Source material –

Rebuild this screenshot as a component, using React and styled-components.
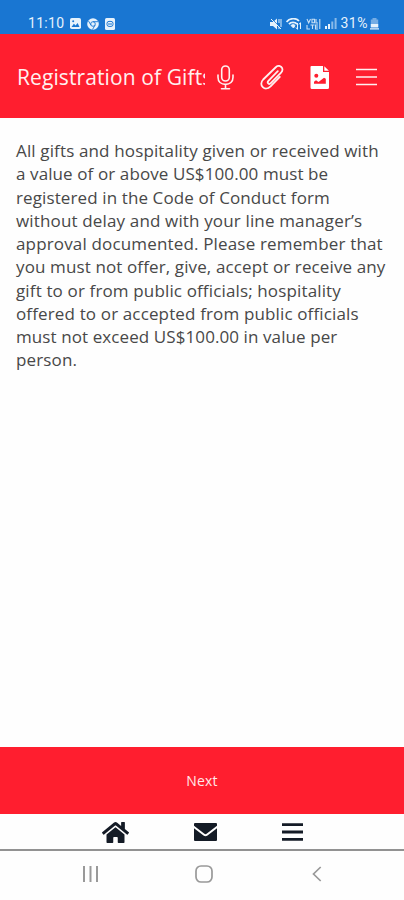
import React from 'react';
import styled, { createGlobalStyle } from 'styled-components';
import { FaHome } from 'react-icons/fa';

const GlobalStyle = createGlobalStyle`
  * {
    box-sizing: border-box;
  }

  body {
    margin: 0;
    background: #fefefe;
    font-family: 'Open Sans', 'Noto Sans', sans-serif;
  }

  svg {
    display: block;
    flex-shrink: 0;
  }
`;

const Screen = styled.div`
  width: 404px;
  height: 900px;
  display: flex;
  flex-direction: column;
  overflow: hidden;
  background: #fefefe;
`;

const StatusBar = styled.div`
  height: 34px;
  padding: 13px 25px 0 28px;
  display: flex;
  justify-content: space-between;
  background: #1976d2;
  color: #e6f2fc;
`;

const StatusGroup = styled.div`
  height: 21px;
  display: flex;
  align-items: center;
  gap: ${(props) => props.$gap}px;
`;

const StatusText = styled.span`
  font-family: Roboto, sans-serif;
  font-size: 14px;
  line-height: 21px;
  letter-spacing: ${(props) => props.$spacing || 0}px;
`;

const Header = styled.header`
  height: 84px;
  padding: 2px 27px 0 17px;
  display: flex;
  align-items: center;
  background: #ff1e2f;
  color: #fff0f0;
`;

const Title = styled.h1`
  width: 188px;
  margin: 0 12px 0 0;
  overflow: hidden;
  white-space: nowrap;
  font-size: 21px;
  font-weight: 400;
  line-height: 30px;
  letter-spacing: 0.1px;
`;

const HeaderActions = styled.div`
  flex: 1;
  display: flex;
  align-items: center;
  justify-content: space-between;
`;

const Content = styled.main`
  flex: 1;
  padding: 21px 0 0 16px;
`;

const Line = styled.div`
  height: 23.25px;
  font-size: 17px;
  line-height: 23.25px;
  white-space: nowrap;
  color: #484848;
  letter-spacing: ${(props) => props.$spacing}px;
`;

const NextButton = styled.button`
  height: 67px;
  padding: 0;
  border: 0;
  background: #ff1e2f;
  color: #ffe9ea;
  font-family: inherit;
  font-size: 14px;
  letter-spacing: 0.2px;
`;

const TabBar = styled.nav`
  height: 37px;
  padding: 1px 101px 0 102px;
  display: flex;
  align-items: center;
  justify-content: space-between;
  border-bottom: 2px solid #929292;
  color: #141b26;
`;

const SystemBar = styled.div`
  height: 49px;
  padding: 0 82px 3px;
  display: grid;
  grid-template-columns: 113px 1fr auto;
  align-items: center;
`;

const lines = [
  { text: 'All gifts and hospitality given or received with', spacing: 0.14 },
  { text: 'a value of or above US$100.00 must be', spacing: 0.1 },
  { text: 'registered in the Code of Conduct form', spacing: 0.11 },
  { text: 'without delay and with your line manager’s', spacing: 0.15 },
  { text: 'approval documented. Please remember that', spacing: 0.16 },
  { text: 'you must not offer, give, accept or receive any', spacing: 0.12 },
  { text: 'gift to or from public officials; hospitality', spacing: 0.14 },
  { text: 'offered to or accepted from public officials', spacing: 0.14 },
  { text: 'must not exceed US$100.00 in value per', spacing: 0.09 },
  { text: 'person.', spacing: 0.14 },
];

const GalleryIcon = () => (
  <svg width="11" height="11" viewBox="0 0 11 11">
    <rect width="11" height="11" rx="1.8" fill="currentColor" />
    <path d="M1.5 9l2.4-3.2 1.7 1.7 2-2.6L9.5 9z" fill="#1976d2" />
    <circle cx="3.2" cy="3.2" r="1" fill="#1976d2" />
  </svg>
);

const ChromeIcon = () => (
  <svg width="12" height="12" viewBox="0 0 12 12">
    <circle cx="6" cy="6" r="5.8" fill="currentColor" />
    <g fill="none" stroke="#1976d2" strokeWidth="0.9">
      <circle cx="6" cy="6" r="2.3" />
      <path d="M6 3.7h5M4 7.2L1.5 3M8 7.2l-2.5 4.3" />
    </g>
  </svg>
);

const CardIcon = () => (
  <svg width="10" height="12" viewBox="0 0 10 12">
    <rect width="10" height="12" rx="1.5" fill="currentColor" />
    <rect x="2" y="3.4" width="6" height="5" rx="2" fill="none" stroke="#1976d2" />
    <path d="M3 6h4" stroke="#1976d2" />
  </svg>
);

const MuteIcon = () => (
  <svg width="12" height="12" viewBox="0 0 12 12" fill="currentColor">
    <path d="M0 4h3l4-3.5v11L3 8H0z" />
    <path d="M1 1l10 10M9 1v4M9 9v2M11 1v8" fill="none" stroke="currentColor" />
    <path d="M2 1l8 8" stroke="#1976d2" strokeWidth="0.8" />
  </svg>
);

const WifiIcon = () => (
  <svg width="16" height="12" viewBox="0 0 16 12" fill="none" stroke="currentColor">
    <path d="M.5 4C4-.2 10-.2 13 3M3 6.2c2-2.4 6-2.4 8 0" strokeWidth="1.8" />
    <path d="M5 7.5c2-1.5 3-1 4 0L7.5 10z" fill="currentColor" />
    <path d="M11.5 5v6M10 9.5l1.5 2M14.5 11V5M13 6.5l1.5-2" />
  </svg>
);

const VolteIcon = () => (
  <svg width="15" height="12" viewBox="0 0 15 12" fill="none" stroke="currentColor" strokeWidth="1.1" opacity=".85">
    <path d="M1 1l1.7 4L4.5 1M6 1.2h2.5v3.6H6zM10 1v4h2M1 7v4h3M4.5 7h4M6.5 7v4M12 7H9.5v4H12M9.5 9H12M13.8 1v10" />
  </svg>
);

const SignalIcon = () => (
  <svg width="12" height="11" viewBox="0 0 12 11" fill="currentColor">
    <path d="M0 8h2v3H0zM3 6h2v5H3z" />
    <path d="M6.3 3.5h2V11h-2zM9.6 0h2v11h-2z" opacity=".55" />
  </svg>
);

const BatteryIcon = () => (
  <svg width="9" height="12" viewBox="0 0 9 12" fill="currentColor">
    <path d="M2.5 0h4v1.5h1.7V9H.8V1.5h1.7z" opacity=".45" />
    <path d="M.8 6h7.4v3.5H.8zM0 10.2h9v1.4H0z" />
  </svg>
);

const MicIcon = () => (
  <svg width="17" height="25" viewBox="0 0 17 25" fill="none" stroke="currentColor" strokeWidth="1.6" strokeLinecap="round">
    <rect x="4.7" y="1" width="7.6" height="15" rx="3.8" />
    <path d="M1 10v2.2c0 4.5 3 7.2 7.5 7.2s7.5-2.7 7.5-7.2V10M8.5 19.5v4M4.5 23.7h8" />
  </svg>
);

const ClipIcon = () => (
  <svg width="24" height="25" viewBox="0 0 24 25" fill="none" stroke="currentColor" strokeWidth="1.8" strokeLinecap="round">
    <path d="M17.8 6.2l-9.4 9.6c-1.8 1.9.6 4.2 2.4 2.4l10.3-10.6c4-4.3-1.6-9-5.6-5.1L3.2 14.5c-5.4 5.6 1.8 12.5 7.4 6.9l9.2-9.5" />
  </svg>
);

const FileImageIcon = () => (
  <svg width="20" height="25" viewBox="0 0 20 25">
    <path d="M1.5 1H13v6h6v15.5a1.5 1.5 0 0 1-1.5 1.5h-16A1.5 1.5 0 0 1 .5 22.5V2A1 1 0 0 1 1.5 1z" fill="#fff" />
    <path d="M14.3 1.2L18.9 5.8h-4.6z" fill="#fff" />
    <circle cx="6.3" cy="10.8" r="2" fill="#ff1e2f" />
    <path d="M4 18.8v-2l2-1.6 2.5 1.8 5.5-4.3 1.8 1v5.1z" fill="#ff1e2f" />
  </svg>
);

const MenuIcon = () => (
  <svg width="21" height="20" viewBox="0 0 21 20" stroke="currentColor" strokeWidth="1.7">
    <path d="M0 2.5h21M0 10h21M0 17.5h21" />
  </svg>
);

const MailIcon = () => (
  <svg width="23" height="18" viewBox="0 0 23 18" fill="currentColor">
    <path d="M1 0h21a1 1 0 0 1 1 1v1.8L12.6 10.8a1.8 1.8 0 0 1-2.2 0L0 2.8V1a1 1 0 0 1 1-1z" />
    <path d="M0 5.2l9.5 7.3c1.2.9 2.8.9 4 0L23 5.2V17a1 1 0 0 1-1 1H1a1 1 0 0 1-1-1z" />
  </svg>
);

const BarsIcon = () => (
  <svg width="21" height="18" viewBox="0 0 21 18" stroke="currentColor" strokeWidth="2.8">
    <path d="M0 1.6h21M0 9h21M0 16.4h21" />
  </svg>
);

const RecentsIcon = () => (
  <svg width="17" height="16" viewBox="0 0 17 16" stroke="#999" strokeWidth="2">
    <path d="M2 0v16M8.5 0v16M15 0v16" />
  </svg>
);

const HomeButtonIcon = () => (
  <svg width="18" height="18" viewBox="0 0 18 18" fill="none" stroke="#999" strokeWidth="1.7">
    <rect x="1" y="1" width="16" height="16" rx="5" />
  </svg>
);

const BackIcon = () => (
  <svg width="10" height="16" viewBox="0 0 10 16" fill="none" stroke="#999" strokeWidth="1.7">
    <path d="M8.7 1L1.5 8l7.2 7" />
  </svg>
);

function App() {
  return (
    <Screen>
      <GlobalStyle />
      <StatusBar>
        <StatusGroup $gap={6}>
          <StatusText $spacing={0.3}>11:10</StatusText>
          <GalleryIcon />
          <ChromeIcon />
          <CardIcon />
        </StatusGroup>
        <StatusGroup $gap={4}>
          <MuteIcon />
          <WifiIcon />
          <VolteIcon />
          <SignalIcon />
          <StatusGroup $gap={2}>
            <StatusText $spacing={0.5}>31%</StatusText>
            <BatteryIcon />
          </StatusGroup>
        </StatusGroup>
      </StatusBar>
      <Header>
        <Title>Registration of Gifts</Title>
        <HeaderActions>
          <MicIcon />
          <ClipIcon />
          <FileImageIcon />
          <MenuIcon />
        </HeaderActions>
      </Header>
      <Content>
        {lines.map((line) => (
          <Line key={line.text} $spacing={line.spacing}>
            {line.text}
          </Line>
        ))}
      </Content>
      <NextButton>Next</NextButton>
      <TabBar>
        <FaHome size={27} />
        <MailIcon />
        <BarsIcon />
      </TabBar>
      <SystemBar>
        <RecentsIcon />
        <HomeButtonIcon />
        <BackIcon />
      </SystemBar>
    </Screen>
  );
}

export default App;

Stated task –
Copy every line of the listing where the word "components" appears.

Result for this exercise –
Rebuild this screenshot as a component, using React and styled-components.
import styled, { createGlobalStyle } from 'styled-components';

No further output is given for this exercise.